My grandfather, a simple man from a small town, said, "You are right. As each new generation has come along and changed the limits of their behavior, I have worried for them. The dangers of getting lost, addicted, or off track are much higher than we faced. But then, I always asked myself, 'Would I rather have been born now, with higher risks and higher freedom to choose who I want to become, or born back in my days when life was so much more controlled?' And I always realized that I would rather be born now."

The greater freedom to choose and define your own careers, lives, and identities rather than be confined by those handed to you by tradition has greater risks-and the societies in which you will be living are more fluid and scary-but I suspect most of you are like my grandfather and value this freedom to choose.

As Nobel Laureate Amartya Sen* has helped us understand, lack of freedom is poverty.

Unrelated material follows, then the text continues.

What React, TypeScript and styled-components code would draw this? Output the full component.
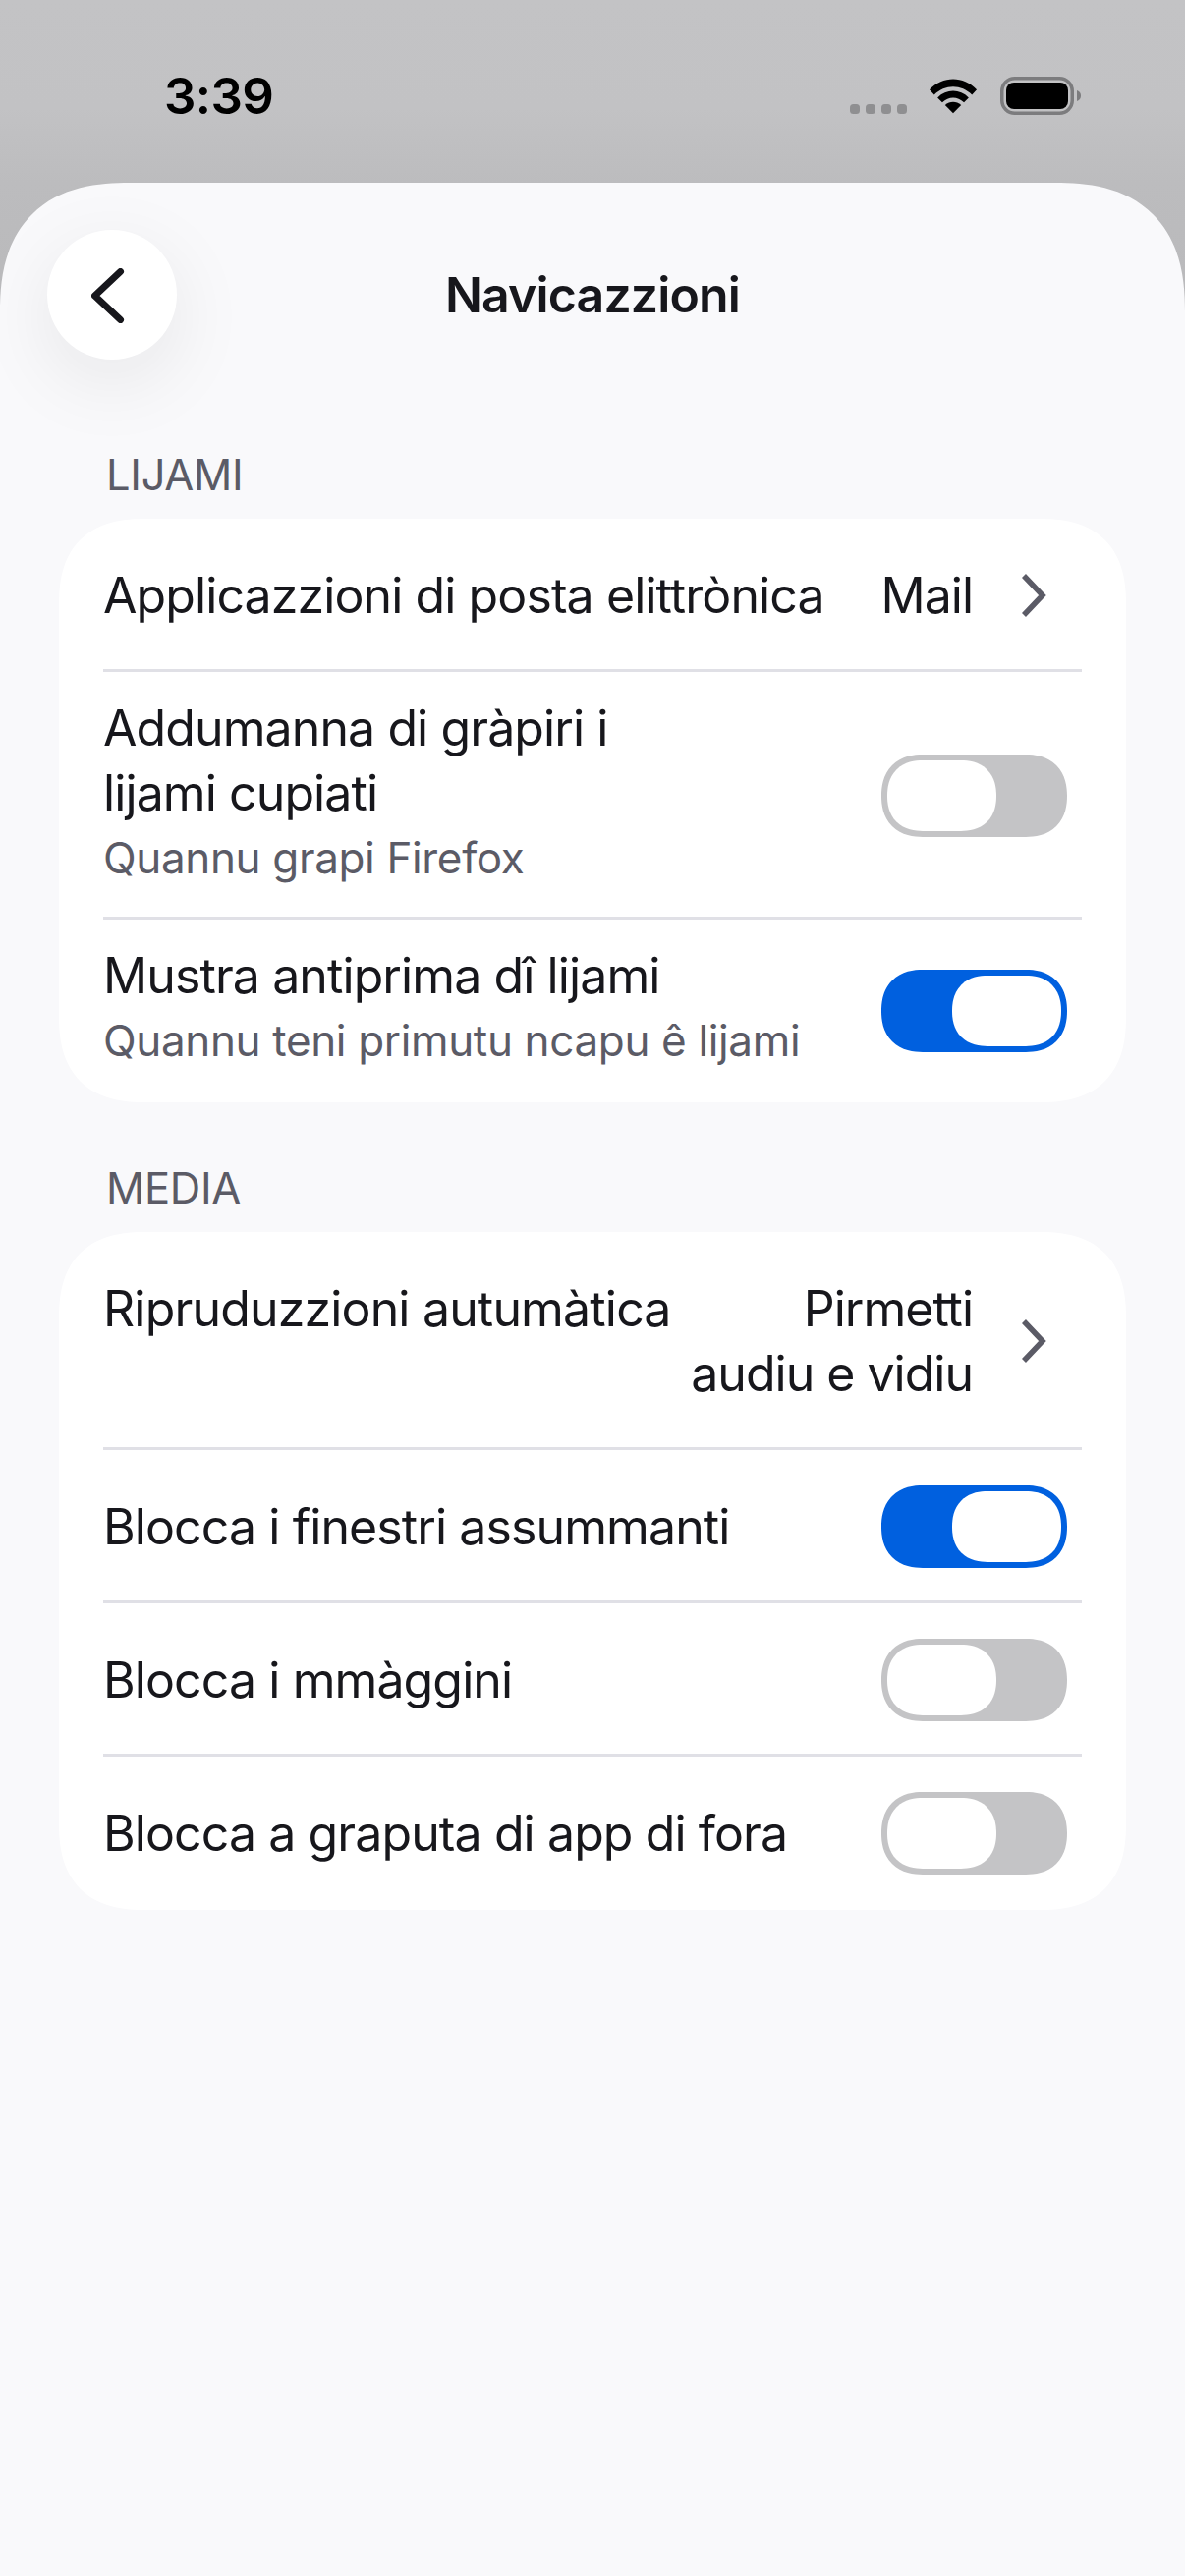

Freedom comes from having "capabilities" or power to act, or as Sen says it, the "freedom to do and be." Basic capabilities are the ability to earn daily food and shelter, but beyond that there are increasing levels of capabilities that increase one's freedom to do and be. One of the biggest is education, and you have been fortunate to get the best. Regardless of your economic status, this is true freedom from poverty, a true passport for life. I know you will use it well.

As fellow international paharis, as proud graduates of Woodstock School, I know that each of you will treasure your freedom, your diversity, and your opportunity to continue having fun! That is also a big freedom you have earned, and I hope you had a great party!

Woodstock zindabad! Class of 2006 zindabad! Go Intrepid!

Thank you for this opportunity to join you today.

*In 1998, Amartya Sen, professor of economics at Trinity College, Cambridge, won the Nobel Prize for his contributions to welfare economics. He was born in 1933 in Santiniketan, (now Bangladesh), and educated at St. Gregory's School, Dhaka; Rabindranath Tagore's school, Visva-Bharati, Santiniketan; Presidency College, Calcutta; and Trinity College, Cambridge. Before returning to Cambridge, he taught at the London School of Economics, Oxford, and Harvard.